Зато в «Черноморце» я уже полностью себя реализовал. Когда стал старше, то мог уже с тренером обсуждать игровую тактику, вместе ее вырабатывать, он прислушивался ко мне. Когда я подключался к атаке, меня всегда подстраховывал умница Фейдман, и у нас уже появилась эта самая взаимоподстраховка. В начале 70—х мы никак не могли выйти в высшую лигу, хотя уровень у нас был подходящий. Часто нападающим не везло, мяч то в штангу попадет, то в перекладину. А я мог вдруг пойти в атаку, срабатывал элемент неожиданности, и все получалось. Мы вышли в высшую лигу в 73—м году с таким запасом, что на этой закваске, с замечательной плеядой игроков, заняли и в элитном дивизионе третье место.

Когда у Ахмеда Алескерова дела по некоторым причинам пошатнулись, мне предложили принять руководство командой на себя, однако я отказался, потому что еще играл, и мне как—то было неожиданно так резко переходить на тренерскую работу. Вместо этого я в 33 года поехал в Москву в Высшую школу тренеров, потому что знал, футболист — это недоучка. Я окончил заочно пединститут, получил диплом горного электромеханика, но все это было не серьезно, не то. В Москве я уже сознательно воспринимал знания, потому что понимал, к чему готовлюсь. Наука у нас тогда была передовая, опережала весь спортивный мир, все пользовались нашими научными достижениями. Эти знания я использую до сих пор.

— В 1966 году, когда «Черноморец» уже играл в высшей лиге, вы перешли сюда из «Шахтера». Расскажите, как состоялся этот переход?

— Я переходил в команду, в которой играли Базилевич, Лобановский, Каневский, а когда стал футболистом «Черноморца», узнал, что они переместились в обратном направлении. В покинутый мной Шахтер". Тогда это все тайно делалось. Но я не сильно переживал по этому поводу, здесь уже был мой друг Ярчук, и я не видел в мире такого города, как Одесса. Тут я и остался жить, все мои четверо внуков живут в Одессе.

— Так получилось, что вы застали и «Черноморец» 60—х и обновленную команду 70—х, насколько они отличались?

— По сути дела получилось так, что почти все игроки перешли в другие клубы.
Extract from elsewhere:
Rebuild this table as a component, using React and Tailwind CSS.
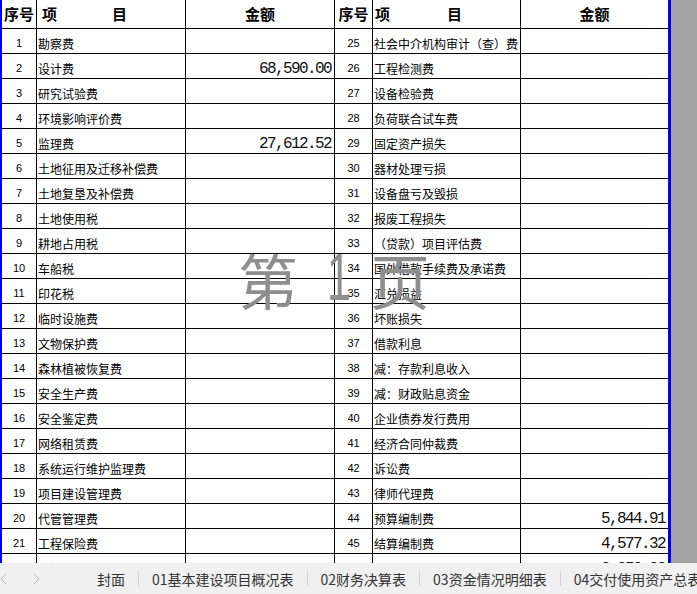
import React from "react";

const left = [
  ["1", "勘察费", ""],
  ["2", "设计费", "68,590.00"],
  ["3", "研究试验费", ""],
  ["4", "环境影响评价费", ""],
  ["5", "监理费", "27,612.52"],
  ["6", "土地征用及迁移补偿费", ""],
  ["7", "土地复垦及补偿费", ""],
  ["8", "土地使用税", ""],
  ["9", "耕地占用税", ""],
  ["10", "车船税", ""],
  ["11", "印花税", ""],
  ["12", "临时设施费", ""],
  ["13", "文物保护费", ""],
  ["14", "森林植被恢复费", ""],
  ["15", "安全生产费", ""],
  ["16", "安全鉴定费", ""],
  ["17", "网络租赁费", ""],
  ["18", "系统运行维护监理费", ""],
  ["19", "项目建设管理费", ""],
  ["20", "代管管理费", ""],
  ["21", "工程保险费", ""],
  ["22", "招投标费", ""],
];

const right = [
  ["25", "社会中介机构审计（查）费", ""],
  ["26", "工程检测费", ""],
  ["27", "设备检验费", ""],
  ["28", "负荷联合试车费", ""],
  ["29", "固定资产损失", ""],
  ["30", "器材处理亏损", ""],
  ["31", "设备盘亏及毁损", ""],
  ["32", "报废工程损失", ""],
  ["33", "（贷款）项目评估费", ""],
  ["34", "国外借款手续费及承诺费", ""],
  ["35", "汇兑损益", ""],
  ["36", "坏账损失", ""],
  ["37", "借款利息", ""],
  ["38", "减：存款利息收入", ""],
  ["39", "减：财政贴息资金", ""],
  ["40", "企业债券发行费用", ""],
  ["41", "经济合同仲裁费", ""],
  ["42", "诉讼费", ""],
  ["43", "律师代理费", ""],
  ["44", "预算编制费", "5,844.91"],
  ["45", "结算编制费", "4,577.32"],
  ["46", "决算编制费", "3,250.00"],
];

const cjk = "font-['Noto_Sans_CJK_SC',sans-serif]";
const grid =
  "grid grid-cols-[35px_149px_149px_38px_148px_147px] border-b border-black";

function Seq({ v }) {
  return (
    <div className="flex items-end justify-center border-r border-black pb-[4px] font-['Liberation_Sans',sans-serif] text-[11px] leading-none text-black">
      {v}
    </div>
  );
}

function Name({ v, border = true }) {
  return (
    <div
      className={`flex items-end overflow-hidden whitespace-nowrap pb-[3px] pl-[1px] ${cjk} text-[12px] leading-none text-black ${
        border ? "border-r border-black" : ""
      }`}
    >
      {v}
    </div>
  );
}

function Amount({ v, border = true }) {
  return (
    <div
      className={`flex items-end justify-end pb-[1px] pr-[3px] font-['Liberation_Mono',monospace] text-[16px] leading-none tracking-[-1.6px] text-[#111111] ${
        border ? "border-r border-black" : ""
      }`}
    >
      {v}
    </div>
  );
}

function Chevron({ dir }) {
  return (
    <svg width="7" height="12" viewBox="0 0 7 12" className="shrink-0">
      <polyline
        points={dir === "l" ? "6,1 1,6 6,11" : "1,1 6,6 1,11"}
        fill="none"
        stroke="#b4b4b4"
        strokeWidth="1"
      />
    </svg>
  );
}

const tabs = ["封面", "01基本建设项目概况表", "02财务决算表", "03资金情况明细表", "04交付使用资产总表"];

export default function App() {
  return (
    <div className="flex h-[594px] w-[697px] flex-col overflow-hidden bg-white">
      <div className="relative flex h-[563px] overflow-hidden">
        <div className="w-[2px] shrink-0 bg-[#0000f0]" />
        <div className="w-[666px] shrink-0">
          <div className={`${grid} h-[29px] font-bold text-black ${cjk}`}>
            <div className="flex items-center justify-center border-r border-black text-[15px]">序号</div>
            <div className="flex items-center border-r border-black pl-[5px] text-[15px]">
              <span>项</span>
              <span className="ml-[55px]">目</span>
            </div>
            <div className="flex items-center justify-center border-r border-black text-[15px]">金额</div>
            <div className="flex items-center justify-center border-r border-black text-[15px]">序号</div>
            <div className="flex items-center border-r border-black pl-[2px] text-[15px]">
              <span>项</span>
              <span className="ml-[57px]">目</span>
            </div>
            <div className="flex items-center justify-center text-[15px]">金额</div>
          </div>
          {left.map((l, i) => {
            const r = right[i];
            return (
              <div key={i} className={`${grid} h-[25px]`}>
                <Seq v={l[0]} />
                <Name v={l[1]} />
                <Amount v={l[2]} />
                <Seq v={r[0]} />
                <Name v={r[1]} />
                <Amount v={r[2]} border={false} />
              </div>
            );
          })}
        </div>
        <div className="w-[3px] shrink-0 bg-[#0000f0]" />
        <div className="flex-1 bg-[#a3a3a3]" />

        <div className="pointer-events-none absolute inset-0 font-['Noto_Sans_CJK_SC',sans-serif] text-[60px] leading-none text-[#8e8e8e]">
          <span className="absolute left-[238px] top-[249px]">第</span>
          <span className="absolute left-[327px] top-[244px] origin-left scale-x-[0.65] font-['Liberation_Sans',sans-serif] text-[66px]">1</span>
          <span className="absolute left-[370px] top-[249px]">页</span>
        </div>
      </div>

      <div className={`flex h-[31px] items-center bg-[#f0f0f0] ${cjk} text-[14px] leading-none text-[#333333]`}>
        <div>
          <Chevron dir="l" />
        </div>
        <div className="ml-[26px]">
          <Chevron dir="r" />
        </div>
        <div className="ml-[57px] flex items-center">
          {tabs.map((t, i) => (
            <React.Fragment key={t}>
              {i > 0 && <div className="mx-[13px] h-[15px] w-px bg-[#d2d2d2]" />}
              <span className="whitespace-nowrap">{t}</span>
            </React.Fragment>
          ))}
        </div>
      </div>
    </div>
  );
}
Но, а я был рад, что смог пригодится и новой команде, где были одаренные игроки на 7 лет моложе меня, такие как Нечаев, Сапожников, Лещук, Фейдман, Григорьев, Макаров. Был у нас и Дорошенко, замечательный игрок, который мог смотреть совсем в другую сторону, а потом неожиданно дать голевой пас. Когда мы играли уже этим коллективом, я снова стал появляться впереди, забивал со стандартных положений, как, например, в матче с «Карпатами», когда я забил угловой. Однажды я получил травму и не думал выходить на поле, даже форму с собой не взял, сидел на трибуне. Но игра не шла, и Алескеров в перерыве сказал, что мне все—таки нужно сыграть. Мне нашли какую—то форму, навесили повязку, и в таком состоянии я вышел на поле. Я почувствовал, что мое присутствие положительно повлияло на ребят, и так оно и пошло, тогда мы, кстати, выиграли 2:1. С тех пор, когда игра не получалась, я всегда выходил на поле и как—то успокаивающе действовал на коллектив. У нас была сыгранная команда, при этом были умные и одаренные исполнители высокого класса, любящие и умеющие импровизировать на поле.

— Виктор Захарович, о вашем дальнем ударе ходят легенды…

— Да есть несколько историй. В московском «Торпедо» играл Марушко, неплохой игрок, но, конечно, не звезда футбола. Во время матча я попал в него мячом, и удар был такой силы, что у него случилось сотрясение мозга. Несколько лет спустя встретил его в институте физкультуры, который выпускал специалистов по всем видам спорта. Оказывается, Марушко стал там преподавателем. Я ему тогда еще сказал: «Если бы не попал тогда тебе по голове, ты бы профессором не стал».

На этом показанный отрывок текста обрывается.